Everything in the data should be repeated exactly, save for the images.

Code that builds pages
--- begin ---

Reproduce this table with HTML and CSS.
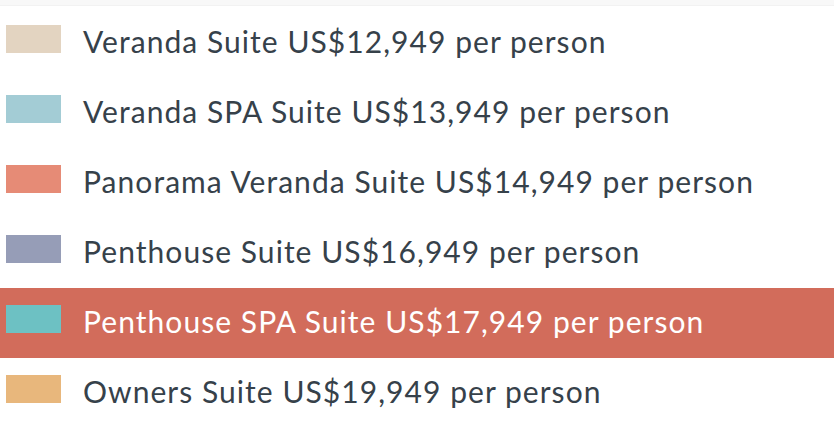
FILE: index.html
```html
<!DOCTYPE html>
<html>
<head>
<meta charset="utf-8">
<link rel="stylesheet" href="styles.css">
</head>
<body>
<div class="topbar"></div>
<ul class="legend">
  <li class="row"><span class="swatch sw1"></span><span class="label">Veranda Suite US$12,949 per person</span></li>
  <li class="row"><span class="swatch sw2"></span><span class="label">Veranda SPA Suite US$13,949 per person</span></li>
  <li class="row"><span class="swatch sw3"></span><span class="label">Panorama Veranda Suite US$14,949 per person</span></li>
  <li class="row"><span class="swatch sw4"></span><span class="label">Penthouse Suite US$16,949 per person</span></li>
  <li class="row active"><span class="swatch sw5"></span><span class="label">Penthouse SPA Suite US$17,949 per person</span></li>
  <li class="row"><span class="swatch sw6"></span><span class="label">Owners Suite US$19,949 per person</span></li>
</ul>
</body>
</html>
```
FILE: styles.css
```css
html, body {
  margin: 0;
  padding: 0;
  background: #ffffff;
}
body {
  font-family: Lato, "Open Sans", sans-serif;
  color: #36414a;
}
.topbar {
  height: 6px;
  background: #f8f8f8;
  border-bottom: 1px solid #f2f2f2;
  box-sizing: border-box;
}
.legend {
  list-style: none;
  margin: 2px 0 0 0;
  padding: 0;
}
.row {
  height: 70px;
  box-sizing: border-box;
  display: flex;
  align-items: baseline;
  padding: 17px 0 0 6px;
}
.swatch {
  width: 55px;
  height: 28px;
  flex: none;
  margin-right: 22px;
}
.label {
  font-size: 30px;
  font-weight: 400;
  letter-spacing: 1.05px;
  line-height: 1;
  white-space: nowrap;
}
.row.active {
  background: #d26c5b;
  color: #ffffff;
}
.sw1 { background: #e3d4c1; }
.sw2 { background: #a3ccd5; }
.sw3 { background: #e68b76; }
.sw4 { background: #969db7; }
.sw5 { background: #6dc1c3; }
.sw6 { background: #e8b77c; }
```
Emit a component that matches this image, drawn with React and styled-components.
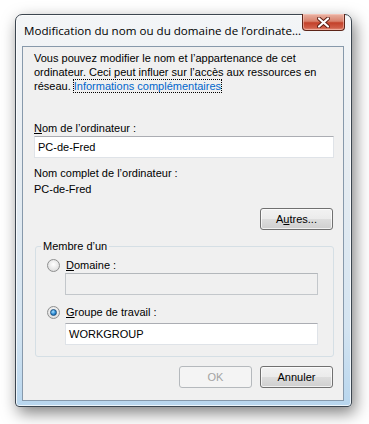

--- end ---

= Output =
Reproduce this table with HTML and CSS.
FILE: index.html
```html
<!DOCTYPE html>
<html>
<head>
<meta charset="utf-8">
<link rel="stylesheet" href="styles.css">
</head>
<body>
<div class="topbar"></div>
<ul class="legend">
  <li class="row"><span class="swatch sw1"></span><span class="label">Veranda Suite US$12,949 per person</span></li>
  <li class="row"><span class="swatch sw2"></span><span class="label">Veranda SPA Suite US$13,949 per person</span></li>
  <li class="row"><span class="swatch sw3"></span><span class="label">Panorama Veranda Suite US$14,949 per person</span></li>
  <li class="row"><span class="swatch sw4"></span><span class="label">Penthouse Suite US$16,949 per person</span></li>
  <li class="row active"><span class="swatch sw5"></span><span class="label">Penthouse SPA Suite US$17,949 per person</span></li>
  <li class="row"><span class="swatch sw6"></span><span class="label">Owners Suite US$19,949 per person</span></li>
</ul>
</body>
</html>
```
FILE: styles.css
```css
html, body {
  margin: 0;
  padding: 0;
  background: #ffffff;
}
body {
  font-family: Lato, "Open Sans", sans-serif;
  color: #36414a;
}
.topbar {
  height: 6px;
  background: #f8f8f8;
  border-bottom: 1px solid #f2f2f2;
  box-sizing: border-box;
}
.legend {
  list-style: none;
  margin: 2px 0 0 0;
  padding: 0;
}
.row {
  height: 70px;
  box-sizing: border-box;
  display: flex;
  align-items: baseline;
  padding: 17px 0 0 6px;
}
.swatch {
  width: 55px;
  height: 28px;
  flex: none;
  margin-right: 22px;
}
.label {
  font-size: 30px;
  font-weight: 400;
  letter-spacing: 1.05px;
  line-height: 1;
  white-space: nowrap;
}
.row.active {
  background: #d26c5b;
  color: #ffffff;
}
.sw1 { background: #e3d4c1; }
.sw2 { background: #a3ccd5; }
.sw3 { background: #e68b76; }
.sw4 { background: #969db7; }
.sw5 { background: #6dc1c3; }
.sw6 { background: #e8b77c; }
```
Emit a component that matches this image, drawn with React and styled-components.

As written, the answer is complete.